A day after the WNBA Draft, Atlanta acquired Coffey from Las Vegas as part of a three-team deal that saw the Dream send their second round 2020 pick to New York. Coffey was the No. 5 pick in the 2017 Draft, but saw limited playing time during her first two professional seasons. She averaged 5.3 points and 2.4 rebounds in just 10.8 minutes per game for Las Vegas last season. She did start 10 games for the Aces, however, receiving more minutes (21.0 per game as a starter) and her production rose as she averaged 8.8 points, 2.7 rebounds and 1.1 assists in those games.
Atlanta’s second round pick from 2018, Billings saw limited minutes during her rookie season, averaging 3.3 points and 2.8 rebounds in 11 minutes per game. Billings spent her offseason playing in China and South Korea before returning to Atlanta. In two preseason games, she averaged 5.0 points and 4.0 rebounds in just 9.5 minutes per game. She brought energy and athleticism off the Dream bench last season and will likely do the same in 2019. How many minutes she earns will be something to watch.
How long will Angel McCoughtry be sidelined with her knee injury?
After sitting out the 2017 season, McCoughtry returned to Atlanta in 2018 and looked like she never missed a beat. The 2018 All-Star averaged 16.5 points and a career-best 6.0 rebounds per game before her season came to an end on August 7 due to torn ligaments in her left knee. McCoughtry is continuing to rehab the surgically repaired knee in hopes of returning during the 2019 season. When she will return – or if she will return at all – remains unknown at this point.
“We are prepared to be without her for the entire ’19 season,” Collen said. “That is the approach I went into with free agency, that we couldn’t wait on her and we had to be prepared.”

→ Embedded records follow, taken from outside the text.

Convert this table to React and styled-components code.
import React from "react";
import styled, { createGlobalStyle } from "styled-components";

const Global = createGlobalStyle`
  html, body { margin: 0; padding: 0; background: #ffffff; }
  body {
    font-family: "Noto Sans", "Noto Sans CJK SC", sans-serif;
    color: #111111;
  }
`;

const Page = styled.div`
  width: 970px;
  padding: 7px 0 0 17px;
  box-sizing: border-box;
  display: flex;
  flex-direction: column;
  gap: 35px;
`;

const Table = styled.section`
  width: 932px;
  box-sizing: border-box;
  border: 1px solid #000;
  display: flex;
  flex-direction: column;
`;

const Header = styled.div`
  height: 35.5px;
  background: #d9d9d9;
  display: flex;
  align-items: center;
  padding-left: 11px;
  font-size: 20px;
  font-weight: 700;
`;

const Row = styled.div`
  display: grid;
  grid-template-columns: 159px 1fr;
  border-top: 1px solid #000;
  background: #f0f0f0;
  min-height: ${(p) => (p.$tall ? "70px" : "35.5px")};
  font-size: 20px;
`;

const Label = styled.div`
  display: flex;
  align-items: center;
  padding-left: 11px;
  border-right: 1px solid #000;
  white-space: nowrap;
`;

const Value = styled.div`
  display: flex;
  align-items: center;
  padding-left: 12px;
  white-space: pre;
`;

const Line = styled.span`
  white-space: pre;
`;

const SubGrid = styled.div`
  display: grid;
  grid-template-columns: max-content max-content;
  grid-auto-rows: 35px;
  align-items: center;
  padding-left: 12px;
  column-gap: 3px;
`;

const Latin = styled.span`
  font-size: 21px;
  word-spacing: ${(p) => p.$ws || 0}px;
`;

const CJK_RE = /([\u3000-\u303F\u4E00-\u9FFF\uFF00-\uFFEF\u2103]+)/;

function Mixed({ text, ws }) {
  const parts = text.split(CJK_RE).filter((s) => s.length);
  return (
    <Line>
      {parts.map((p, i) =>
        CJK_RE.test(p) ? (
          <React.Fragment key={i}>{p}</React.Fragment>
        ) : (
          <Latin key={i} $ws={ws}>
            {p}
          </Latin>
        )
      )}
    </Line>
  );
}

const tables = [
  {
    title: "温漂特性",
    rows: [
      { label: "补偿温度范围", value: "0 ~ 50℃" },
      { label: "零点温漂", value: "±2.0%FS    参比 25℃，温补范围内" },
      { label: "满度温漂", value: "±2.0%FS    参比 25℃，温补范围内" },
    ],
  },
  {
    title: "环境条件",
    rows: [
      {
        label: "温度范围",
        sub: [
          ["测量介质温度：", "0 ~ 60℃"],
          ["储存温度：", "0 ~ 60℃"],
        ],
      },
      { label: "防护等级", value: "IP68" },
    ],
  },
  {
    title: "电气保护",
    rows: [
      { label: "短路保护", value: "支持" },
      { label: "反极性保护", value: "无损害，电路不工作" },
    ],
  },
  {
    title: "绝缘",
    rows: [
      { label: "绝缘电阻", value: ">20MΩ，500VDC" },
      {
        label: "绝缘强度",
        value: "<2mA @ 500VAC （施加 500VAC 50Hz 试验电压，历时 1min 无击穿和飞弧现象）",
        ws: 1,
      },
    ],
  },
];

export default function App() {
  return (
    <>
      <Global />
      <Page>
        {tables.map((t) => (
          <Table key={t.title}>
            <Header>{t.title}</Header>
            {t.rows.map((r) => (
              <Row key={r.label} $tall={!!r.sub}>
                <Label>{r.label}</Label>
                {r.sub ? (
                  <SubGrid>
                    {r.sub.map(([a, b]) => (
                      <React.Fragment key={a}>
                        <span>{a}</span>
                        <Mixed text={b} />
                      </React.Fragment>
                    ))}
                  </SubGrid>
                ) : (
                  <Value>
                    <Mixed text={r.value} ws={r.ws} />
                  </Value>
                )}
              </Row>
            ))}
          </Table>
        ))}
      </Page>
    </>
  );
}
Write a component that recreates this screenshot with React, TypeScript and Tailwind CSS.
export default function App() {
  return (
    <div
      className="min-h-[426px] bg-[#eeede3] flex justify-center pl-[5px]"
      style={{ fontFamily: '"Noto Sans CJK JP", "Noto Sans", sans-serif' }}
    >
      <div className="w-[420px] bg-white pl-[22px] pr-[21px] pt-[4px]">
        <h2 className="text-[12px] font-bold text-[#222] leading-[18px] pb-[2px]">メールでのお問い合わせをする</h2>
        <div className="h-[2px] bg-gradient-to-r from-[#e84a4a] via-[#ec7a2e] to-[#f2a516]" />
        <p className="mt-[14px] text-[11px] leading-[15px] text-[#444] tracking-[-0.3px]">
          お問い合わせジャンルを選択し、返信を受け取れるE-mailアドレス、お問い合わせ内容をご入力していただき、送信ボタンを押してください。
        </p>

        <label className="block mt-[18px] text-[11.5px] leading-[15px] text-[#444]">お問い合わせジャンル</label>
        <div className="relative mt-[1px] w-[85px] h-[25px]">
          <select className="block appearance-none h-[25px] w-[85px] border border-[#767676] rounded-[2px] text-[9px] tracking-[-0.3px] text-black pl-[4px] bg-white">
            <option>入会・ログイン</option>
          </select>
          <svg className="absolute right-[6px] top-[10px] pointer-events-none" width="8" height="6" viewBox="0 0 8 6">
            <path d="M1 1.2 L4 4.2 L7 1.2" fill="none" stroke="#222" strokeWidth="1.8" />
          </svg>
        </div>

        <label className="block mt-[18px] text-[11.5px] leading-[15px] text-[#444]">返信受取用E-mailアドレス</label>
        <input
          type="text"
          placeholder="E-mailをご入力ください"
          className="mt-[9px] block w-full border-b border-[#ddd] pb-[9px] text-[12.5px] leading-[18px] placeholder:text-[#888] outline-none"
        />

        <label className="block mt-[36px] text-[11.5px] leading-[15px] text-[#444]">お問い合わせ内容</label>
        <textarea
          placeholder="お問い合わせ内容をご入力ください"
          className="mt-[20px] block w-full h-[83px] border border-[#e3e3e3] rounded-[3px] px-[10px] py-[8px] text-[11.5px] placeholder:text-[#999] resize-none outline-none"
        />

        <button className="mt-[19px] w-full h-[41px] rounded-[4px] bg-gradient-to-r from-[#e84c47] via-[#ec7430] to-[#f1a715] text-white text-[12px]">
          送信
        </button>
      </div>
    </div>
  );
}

Can the Dream establish a top five offense to go with their league-leading defense?
The Dream’s resurgence in 2018 was carried by their defense, which ranked first in the league all season long. While their defense was excellent, their offense, however, was not up to par as they finished the season ranked 10th in offensive efficiency.
On a positive note, the Dream offense was much improved during the second half of the season. Here are their offensive ratings by month (May: 92.4; June 89.6; July 105.5; August 112.4). If the team can improve their offense to top-five status and maintain their league-leading defense, they should be in great shape for another long playoff run.
Last season, the other three teams in the final four of the playoffs – Seattle, Washington and Phoenix – ranked second, third and fourth in offensive efficiency, respectively.
Can the Dream return to the Finals for the fourth time?
In their first season under coach Nicki Collen, the Dream set a franchise record for wins (23) and finished just one win away from a trip to the Finals. Despite being the youngest franchise in the WNBA – Atlanta joined as an expansion team in 2008 – the Dream have already made three Finals appearances, still in pursuit of their first WNBA championship.
After going 12-22 and missing the playoffs in 2017, the Dream made a huge leap in 2018 to join the ranks of title contenders. They are one of many teams that will begin the 2019 season without one of its star players. How well they can recover from McCoughtry’s absence will go a long way toward determining their ceiling in 2019.